Excerpts from My Observations at New Life Tattoos
by Mary D'Anna

     Tattoos are a popular part of our youth's culture today. I was personally drawn to the subject of tattooing as an art student. Many young people want to be bold and expressive, and tattoos can make a personal statement. Many young adults want to be tattooed with a symbol meaningful to them, since tattoos are permanent. In addition to tattoos, body piercing is in high demand. Today, piercing is done just about any place on the body that a customer wishes. Popular piercings, including the tongue and nose, have a shock value. Sometimes young consumers want to get attention by these markings and other times the purpose is more personal. The high demand for both services, tattooing and piercing, creates a good business opportunity, especially in a campus town where there are a lot of young people.

     The business I chose to observe, New Life Tattoos (located on the northwest end of campus on Green Street), opened up about two and a half years ago. In choosing this site, I hoped to learn about the tattoo process and how the workers interact with customers. Currently, this business attracts many college students, who mainly attend the University of Illinois. According to the manager, Jeromey McCulloch, known as Tilt, everyday is like fishing. You never can tell how many customers will come in, though generally business is better during the warmer parts of the year. I asked Jeromey how successful his business is. He replied he's doing well financially but doesn't expect to be successful until about seven years into his work.

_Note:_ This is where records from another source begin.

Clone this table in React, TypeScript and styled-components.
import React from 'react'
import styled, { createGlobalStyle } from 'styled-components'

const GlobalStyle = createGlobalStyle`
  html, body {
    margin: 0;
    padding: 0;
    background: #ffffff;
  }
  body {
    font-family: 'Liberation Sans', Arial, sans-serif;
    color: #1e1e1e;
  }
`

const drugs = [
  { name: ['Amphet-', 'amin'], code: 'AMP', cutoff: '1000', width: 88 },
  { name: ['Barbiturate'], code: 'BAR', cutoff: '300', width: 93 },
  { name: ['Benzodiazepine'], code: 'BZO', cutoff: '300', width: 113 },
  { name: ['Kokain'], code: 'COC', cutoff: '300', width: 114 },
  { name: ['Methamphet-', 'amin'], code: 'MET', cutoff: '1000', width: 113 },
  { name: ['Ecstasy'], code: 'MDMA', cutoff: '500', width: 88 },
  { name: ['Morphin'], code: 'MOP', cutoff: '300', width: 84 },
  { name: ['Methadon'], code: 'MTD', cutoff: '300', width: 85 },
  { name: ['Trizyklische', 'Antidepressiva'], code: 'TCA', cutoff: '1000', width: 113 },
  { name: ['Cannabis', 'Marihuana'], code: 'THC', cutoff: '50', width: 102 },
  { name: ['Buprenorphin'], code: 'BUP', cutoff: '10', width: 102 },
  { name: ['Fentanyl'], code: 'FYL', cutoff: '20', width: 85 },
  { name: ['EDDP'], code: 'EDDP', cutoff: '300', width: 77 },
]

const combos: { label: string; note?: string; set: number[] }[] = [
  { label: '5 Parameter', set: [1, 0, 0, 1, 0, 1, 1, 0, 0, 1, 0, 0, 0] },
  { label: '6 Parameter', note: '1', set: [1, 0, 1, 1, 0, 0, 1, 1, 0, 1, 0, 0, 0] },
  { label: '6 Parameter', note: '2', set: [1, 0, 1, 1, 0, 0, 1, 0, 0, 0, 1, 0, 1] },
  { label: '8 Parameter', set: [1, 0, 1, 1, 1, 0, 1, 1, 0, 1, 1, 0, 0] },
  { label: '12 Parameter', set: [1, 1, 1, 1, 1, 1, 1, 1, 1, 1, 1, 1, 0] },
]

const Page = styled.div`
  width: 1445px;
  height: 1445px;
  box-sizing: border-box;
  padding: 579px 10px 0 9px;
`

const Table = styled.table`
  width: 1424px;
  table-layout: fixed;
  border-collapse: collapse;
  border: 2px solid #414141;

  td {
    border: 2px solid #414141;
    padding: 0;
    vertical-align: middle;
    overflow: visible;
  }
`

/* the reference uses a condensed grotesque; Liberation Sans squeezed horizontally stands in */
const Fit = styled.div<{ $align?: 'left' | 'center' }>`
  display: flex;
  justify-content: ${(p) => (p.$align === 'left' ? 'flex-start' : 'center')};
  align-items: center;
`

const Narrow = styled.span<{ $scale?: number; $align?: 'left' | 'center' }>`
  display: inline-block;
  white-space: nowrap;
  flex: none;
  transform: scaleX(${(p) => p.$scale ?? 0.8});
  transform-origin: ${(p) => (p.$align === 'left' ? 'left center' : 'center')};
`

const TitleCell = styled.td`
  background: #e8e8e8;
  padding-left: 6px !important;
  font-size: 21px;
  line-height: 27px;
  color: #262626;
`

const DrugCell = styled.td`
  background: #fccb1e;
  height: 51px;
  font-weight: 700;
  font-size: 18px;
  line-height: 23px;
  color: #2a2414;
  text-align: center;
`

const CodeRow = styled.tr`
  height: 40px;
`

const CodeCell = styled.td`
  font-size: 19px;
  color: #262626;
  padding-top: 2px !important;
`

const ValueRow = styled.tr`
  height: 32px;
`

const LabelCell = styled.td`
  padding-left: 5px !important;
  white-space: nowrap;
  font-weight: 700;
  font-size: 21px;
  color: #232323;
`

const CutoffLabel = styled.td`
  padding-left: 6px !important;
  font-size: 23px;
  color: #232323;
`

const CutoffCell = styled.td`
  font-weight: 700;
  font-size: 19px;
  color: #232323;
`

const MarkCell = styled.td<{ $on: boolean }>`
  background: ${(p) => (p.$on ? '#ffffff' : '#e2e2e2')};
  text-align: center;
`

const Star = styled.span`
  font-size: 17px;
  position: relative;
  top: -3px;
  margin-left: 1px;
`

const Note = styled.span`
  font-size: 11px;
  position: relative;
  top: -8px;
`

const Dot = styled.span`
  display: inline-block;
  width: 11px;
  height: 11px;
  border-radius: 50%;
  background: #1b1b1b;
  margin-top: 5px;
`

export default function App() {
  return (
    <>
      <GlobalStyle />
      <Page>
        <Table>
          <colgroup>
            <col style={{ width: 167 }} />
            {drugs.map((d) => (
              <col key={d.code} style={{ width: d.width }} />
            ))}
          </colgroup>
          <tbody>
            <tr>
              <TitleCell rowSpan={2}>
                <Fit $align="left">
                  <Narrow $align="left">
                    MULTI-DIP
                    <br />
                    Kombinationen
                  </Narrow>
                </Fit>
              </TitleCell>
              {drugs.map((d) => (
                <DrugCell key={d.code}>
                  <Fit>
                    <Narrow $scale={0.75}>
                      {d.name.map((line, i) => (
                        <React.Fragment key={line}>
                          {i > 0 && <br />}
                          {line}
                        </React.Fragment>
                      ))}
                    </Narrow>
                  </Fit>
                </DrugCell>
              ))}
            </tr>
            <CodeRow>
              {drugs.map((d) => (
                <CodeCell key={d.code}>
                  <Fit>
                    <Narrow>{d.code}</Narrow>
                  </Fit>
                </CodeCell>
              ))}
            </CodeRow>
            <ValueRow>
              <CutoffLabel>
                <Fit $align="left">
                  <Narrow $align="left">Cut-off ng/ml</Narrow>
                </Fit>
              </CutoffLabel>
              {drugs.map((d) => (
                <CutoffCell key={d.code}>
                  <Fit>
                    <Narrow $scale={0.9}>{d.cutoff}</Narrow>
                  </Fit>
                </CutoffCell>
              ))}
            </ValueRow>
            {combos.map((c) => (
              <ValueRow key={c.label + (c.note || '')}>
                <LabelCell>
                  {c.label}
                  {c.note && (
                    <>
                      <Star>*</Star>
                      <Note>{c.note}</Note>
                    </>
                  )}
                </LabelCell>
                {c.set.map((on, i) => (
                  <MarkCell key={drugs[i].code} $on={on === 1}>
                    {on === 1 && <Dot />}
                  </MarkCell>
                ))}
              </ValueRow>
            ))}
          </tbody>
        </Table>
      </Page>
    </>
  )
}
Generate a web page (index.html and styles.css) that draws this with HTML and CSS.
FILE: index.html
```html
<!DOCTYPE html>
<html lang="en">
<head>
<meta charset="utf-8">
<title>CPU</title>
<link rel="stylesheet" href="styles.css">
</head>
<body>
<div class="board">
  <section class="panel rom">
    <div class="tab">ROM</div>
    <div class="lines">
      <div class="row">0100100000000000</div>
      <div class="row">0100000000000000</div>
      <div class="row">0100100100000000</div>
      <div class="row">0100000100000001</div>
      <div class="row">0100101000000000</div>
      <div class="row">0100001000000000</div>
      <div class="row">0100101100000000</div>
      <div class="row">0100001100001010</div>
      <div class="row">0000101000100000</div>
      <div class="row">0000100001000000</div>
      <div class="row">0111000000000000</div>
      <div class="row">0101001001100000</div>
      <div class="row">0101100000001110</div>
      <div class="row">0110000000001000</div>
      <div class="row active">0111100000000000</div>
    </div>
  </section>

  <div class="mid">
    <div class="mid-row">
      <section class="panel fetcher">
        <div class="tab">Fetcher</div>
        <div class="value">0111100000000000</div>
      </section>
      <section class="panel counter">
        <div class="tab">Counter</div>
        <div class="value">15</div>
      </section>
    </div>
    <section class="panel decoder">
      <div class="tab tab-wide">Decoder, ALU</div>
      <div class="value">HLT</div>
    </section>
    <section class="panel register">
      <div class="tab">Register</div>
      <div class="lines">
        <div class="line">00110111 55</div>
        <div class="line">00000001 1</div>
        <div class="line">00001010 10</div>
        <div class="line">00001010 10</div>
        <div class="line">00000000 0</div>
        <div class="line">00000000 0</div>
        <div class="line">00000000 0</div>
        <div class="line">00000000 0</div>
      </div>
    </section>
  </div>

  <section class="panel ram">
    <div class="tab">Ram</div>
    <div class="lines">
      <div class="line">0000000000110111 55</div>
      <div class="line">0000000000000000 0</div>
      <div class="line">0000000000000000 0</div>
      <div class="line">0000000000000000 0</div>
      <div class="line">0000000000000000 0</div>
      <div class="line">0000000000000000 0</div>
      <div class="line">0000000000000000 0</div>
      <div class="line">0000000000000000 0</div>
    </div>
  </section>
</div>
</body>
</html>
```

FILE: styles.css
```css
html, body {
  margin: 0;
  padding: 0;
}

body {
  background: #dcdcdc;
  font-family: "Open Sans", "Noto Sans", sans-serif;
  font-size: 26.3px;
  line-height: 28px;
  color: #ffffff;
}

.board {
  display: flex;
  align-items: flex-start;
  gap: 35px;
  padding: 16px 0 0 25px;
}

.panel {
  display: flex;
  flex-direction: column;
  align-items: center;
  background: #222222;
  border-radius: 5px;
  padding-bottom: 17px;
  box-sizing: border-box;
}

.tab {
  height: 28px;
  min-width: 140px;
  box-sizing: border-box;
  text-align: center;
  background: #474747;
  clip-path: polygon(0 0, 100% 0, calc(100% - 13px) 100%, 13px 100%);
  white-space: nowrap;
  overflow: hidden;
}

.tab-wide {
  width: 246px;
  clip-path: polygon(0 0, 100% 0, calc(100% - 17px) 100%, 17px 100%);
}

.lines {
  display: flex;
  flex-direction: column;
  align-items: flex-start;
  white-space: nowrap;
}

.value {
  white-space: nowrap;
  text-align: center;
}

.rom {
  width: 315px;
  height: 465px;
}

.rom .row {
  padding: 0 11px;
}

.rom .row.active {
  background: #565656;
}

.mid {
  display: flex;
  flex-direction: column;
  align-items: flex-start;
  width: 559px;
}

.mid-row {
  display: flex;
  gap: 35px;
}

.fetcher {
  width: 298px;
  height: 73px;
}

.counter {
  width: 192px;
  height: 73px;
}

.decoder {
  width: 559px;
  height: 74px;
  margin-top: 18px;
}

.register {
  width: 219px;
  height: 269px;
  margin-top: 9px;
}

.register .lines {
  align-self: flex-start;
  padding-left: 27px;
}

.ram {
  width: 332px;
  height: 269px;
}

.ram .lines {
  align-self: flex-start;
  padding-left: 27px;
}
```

     I got to know Jeromey and some of his staff by observing them on the job. The workers at New Life can do both tattooing and piercing, but each one prefers to specialize in one or the other. During my five visits, which lasted an hour each, I mainly observed in the backroom where the tattooing and piercing takes place. I paid special attention to how the customers interacted with the workers. I wanted to observe the business during different periods of time, so I tried to come in during various times of day throughout the week. Jeromey and his co-workers (all male) have a very casual relationship. Though obscene language is constantly used among the workers, no one seems to take any offense to it. Instead they joke around. Over time, these men have become close friends, and Jeromey does not even refer to them as his workers. He considers them more important than just employees.

     Derick Dahlstrom was a client and friends with some of the workers at New Life Tattoos before he started working there as a piercer. He never really planned to become a piercer, but when offered the position about fourteen months ago, he decided to take it. Just as Chris, Derick did not like college; and he decided it was not for him. Derick usually does about five to eight piercings a day, but some days he does as many as twenty-three. New Life Tattoos charges between twenty-five and forty-five dollars per piercing, though genital piercings go at fifty dollars and up. Derick claims piercing is not difficult.

     Much like Chris, manager Jeromey, is also covered in tattoos. Before Jeromey became a tattoo artist, he attended Eastern where he studied sculpture. He decided college was not right for him, so he chose the life of a tattoo artist, which he considers the best occupation. Jeromey considers tattoos an important personal statement because they are a lifetime commitment. Jeromey's tattoos all represent parts of his life that were meaningful to him. Jeromey sees tattoos as more of an art form than piercing. A piercer needs about six to eight months of practice to be able to work and about a whole year to master the technique. Tattoo artists, on the other hand, are continually improving their technique throughout their work life.

     During my observations, I mainly was in the back room, which is spacious and well lit. This is where Jeromey draws original tattoo designs. It is also where customers get their tattoos and piercings. To enter the room, customers go through swinging doors that remind me of an Old Western saloon. The room is painted in red and black; and black chairs, resembling chairs at a dentist office, are near each of the three black desks. Bumper stickers decorate desk drawers, and a few posters are on the walls. Jeromey often would work on a design, while Chris or Derick would work with a customer.

     Despite the very casual atmosphere, the workers are very serious about their work. While the workers swear among themselves, they act more professional around the customers. The workers converse personally with each customer during the tattoo or piercing process and give advice on how to properly care for a tattoo or piercing. All the tattooing is done slowly and carefully, especially for the more detailed designs. The more complicated a design is, the more time it takes to finish, just as any piece of artwork. According to Jeromey, this business must be taken seriously. The workers care about the customer's health, and they advise that special precautions should be taken. Customers are asked
to be sober for at least forty-eight hours before getting a tattoo. Alcohol thins the blood, which causes a person to bleed easier while receiving a tattoo. Bleeding also creates scabs by the area of the tattoo. Both piercers and tattoo artists are very sanitary, cleaning off the customer's skin and wearing latex gloves for protection.

     My experience observing at New Life Tattoos has been rewarding. I have seen the work environment of a tattoo parlor, witnessed and better understand the tattoo process, and interacted with these artists and their customers. I met my main objective of this project, which was to understand the subculture of a workspace on the campus.

     I find it interesting that Jeromey and his employees are college dropouts who provide a service that is in great demand by college students. The New Life staff probably uses their college experience to better relate to their college student customers. Jeromey chose this location because he knows college students are experimenting, growing, and trying out new things. He knows his services would be in demand in a campus town. This work subculture is inviting and accepting to new people. The atmosphere at New Life Tattoos is appealing to young people with loud music, a pinball machine, and bold colors. If a customer looks nervous, the artist talks with them to assure their comfort. Sometimes customers become friends with the artists, and a few of them even became employees at New Life Tattoos.